Dirty Boots: Matthew Antoine’s Quandary

As this post is publishing, two dozen or more teachers from Alabama – me among them – are checking in and gathering together for the Alabama Humanities Foundation’s SUPER Teacher workshop titled “Reflecting on Our Justice System,” which centers (obviously) on teaching justice issues. Today and tomorrow, we will visit the Equal Justice Initiative‘s National Memorial for Peace and Justice and the Legacy Museum, and will also discuss Bryan Stevenson’s Just Mercy, Anthony Ray Hinton’s The Sun Does Shine, and Ernest Gaines’ A Lesson Before Dying.

Earlier this month, I re-read that last book – Gaines’ novel – and had forgotten about the figure of Matthew Antoine, the narrator’s teacher when he was young. Matthew Antoine, as he is described, is an embittered realist whose only wish for his students is that they escape from this place where they are sure to meet violent deaths, where they will be “brought down to the level of beasts.” (If you’ve never read A Lesson Before Dying, the novel is about an African American teacher named Grant in 1940s Louisiana who is required by his aunt Lou and her best friend Miss Emma to counsel Emma’s son Jefferson, who has been convicted of a murder he didn’t commit and who sits in a six-by-ten jail cell awaiting the electric chair. Grant does not relish or even want the task.) About his teacher and his own goal to become one, Grant tells us of Matthew Antoine, “And when he saw that I wanted to learn, he hated me even more.” The teacher’s teacher only wanted to impart one lesson: get away from there, go where you’ll have a better chance to live. As the Book of Ecclesiastes puts it, all else is vanity.
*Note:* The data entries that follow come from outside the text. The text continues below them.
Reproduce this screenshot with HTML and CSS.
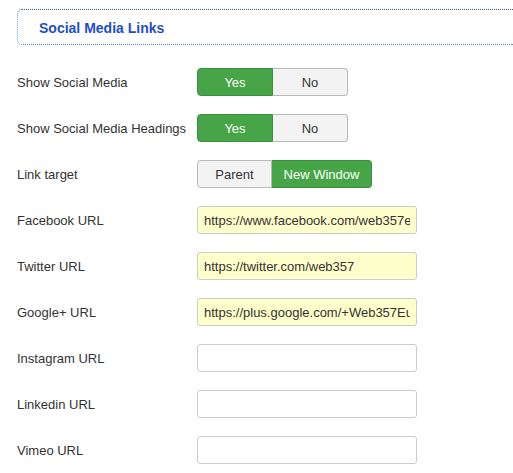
FILE: index.html
```html
<!DOCTYPE html>
<html>
<head>
<meta charset="utf-8">
<link rel="stylesheet" href="styles.css">
</head>
<body>
<div class="page">
  <div class="section-head"><span class="section-title">Social Media Links</span></div>
  <div class="form">
    <div class="row">
      <label class="label">Show Social Media</label>
      <div class="btn-group">
        <span class="btn btn-on">Yes</span><span class="btn">No</span>
      </div>
    </div>
    <div class="row">
      <label class="label">Show Social Media Headings</label>
      <div class="btn-group">
        <span class="btn btn-on">Yes</span><span class="btn">No</span>
      </div>
    </div>
    <div class="row">
      <label class="label">Link target</label>
      <div class="btn-group">
        <span class="btn">Parent</span><span class="btn btn-on btn-wide">New Window</span>
      </div>
    </div>
    <div class="row">
      <label class="label">Facebook URL</label>
      <input class="field filled" type="text" value="https://www.facebook.com/web357eu">
    </div>
    <div class="row">
      <label class="label">Twitter URL</label>
      <input class="field filled" type="text" value="https://twitter.com/web357">
    </div>
    <div class="row">
      <label class="label">Google+ URL</label>
      <input class="field filled" type="text" value="https://plus.google.com/+Web357Eu">
    </div>
    <div class="row">
      <label class="label">Instagram URL</label>
      <input class="field" type="text" value="">
    </div>
    <div class="row">
      <label class="label">Linkedin URL</label>
      <input class="field" type="text" value="">
    </div>
    <div class="row">
      <label class="label">Vimeo URL</label>
      <input class="field" type="text" value="">
    </div>
  </div>
</div>
</body>
</html>
```

FILE: styles.css
```css
html, body {
  margin: 0;
  padding: 0;
  overflow: hidden;
  background: #ffffff;
}
body {
  font-family: "Liberation Sans", Arial, sans-serif;
  font-size: 13px;
  color: #333333;
}
.page {
  padding: 9px 0 0 17px;
}
.section-head {
  box-sizing: border-box;
  height: 36px;
  border: 1px dotted #2a57b0;
  border-right: none;
  border-bottom-color: #5a90e0;
  border-left-color: #6a9ae0;
  border-radius: 5px 0 0 5px;
  display: flex;
  align-items: center;
  padding: 0 0 0 21px;
}
.section-title {
  font-weight: bold;
  font-size: 14px;
  color: #1f4fc3;
  padding-top: 1px;
}
.form {
  display: flex;
  flex-direction: column;
  gap: 18px;
  padding-top: 23px;
}
.row {
  display: flex;
  align-items: center;
  height: 28px;
}
.label {
  width: 180px;
  flex: none;
  color: #333333;
}
.btn-group {
  display: flex;
}
.btn {
  box-sizing: border-box;
  width: 75px;
  height: 28px;
  display: flex;
  align-items: center;
  justify-content: center;
  background: #f3f3f3;
  border: 1px solid #b8b8b8;
  color: #333333;
}
.btn + .btn {
  border-left: none;
}
.btn:first-child {
  border-radius: 4px 0 0 4px;
}
.btn:last-child {
  border-radius: 0 4px 4px 0;
}
.btn-group .btn:first-child.btn-on {
  width: 76px;
}
.btn-on {
  background: #46a546;
  border-color: #3c8f3c;
  color: #ffffff;
}
.btn-wide {
  width: 100px;
}
.field {
  box-sizing: border-box;
  width: 220px;
  height: 28px;
  margin: 0;
  padding: 4px 6px;
  border: 1px solid #cccccc;
  border-radius: 3px;
  background: #ffffff;
  font-family: "Liberation Sans", Arial, sans-serif;
  font-size: 13px;
  color: #333333;
  outline: none;
}
.field.filled {
  background: #ffffcc;
}
```
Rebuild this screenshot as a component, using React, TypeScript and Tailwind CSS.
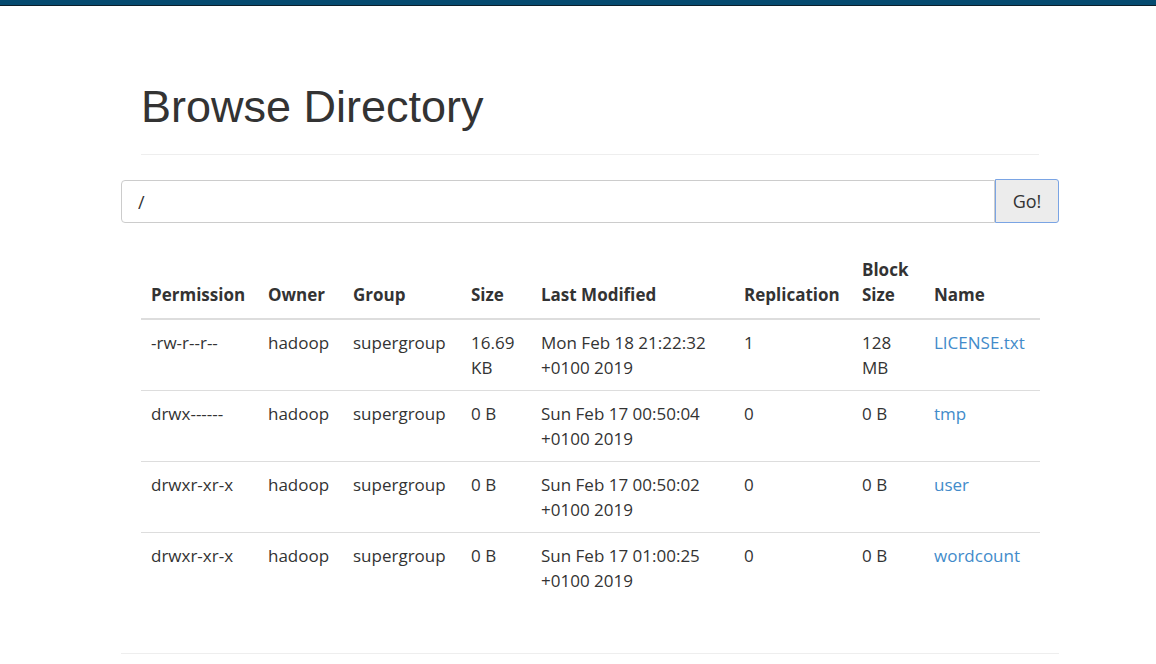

In the story, Matthew Antoine dies of an unnamed illness at age forty-three. As he becomes more and more frail, Grant goes to visit him regularly and faces a constant stream of criticism from his unlikely and unwilling mentor. As the elder man is dying, Grant has told him that he too will become a teacher and asks, “Any advice?” Antoine replies, “It doesn’t matter anymore. [ . . . ] Just do the best you can. But it won’t matter.”

Being a teacher and trying to affect issues of social justice can be disheartening, and Matthew Antoine symbolizes that. Of course, his plight in early twentieth-century rural Louisiana would have been different, and much more severe, from a modern teacher who wants to guide young people away from the pitfalls of life in the twenty-first century. Where I agree with Antoine that we can only “just do the best [we] can,” I disagree that “it won’t matter.” Matthew Antoine fails to recognize the change that he made in Grant, and we teachers shouldn’t fail to recognize our students who learn, stay, and struggle against the status quo of Deep Southern poverty, backwardness, and inequality. Rather than do what Antoine did – encourage someone like Grant to leave or give up – teachers in the Deep South need to pour our best efforts into the ones who will pick up where we leave off.

It takes fortitude and conscientious effort not to become Matthew Antoine. As one teacher in one classroom, working with a couple-dozen young people, trying to aid them in averting systemic iniquity and injustice, there can be the temptation to throw one’s hands into the air, to yield to the behemoth’s immensity, and to proclaim bitterly that it doesn’t matter. But then, why should a teacher do the best he can? It has to be one or the other: either it doesn’t matter, or we do the best we can. It can’t be both. All I know is: any person, be they teacher, student, or parent, or citizen, or voter, will act according to which they believe to be the case.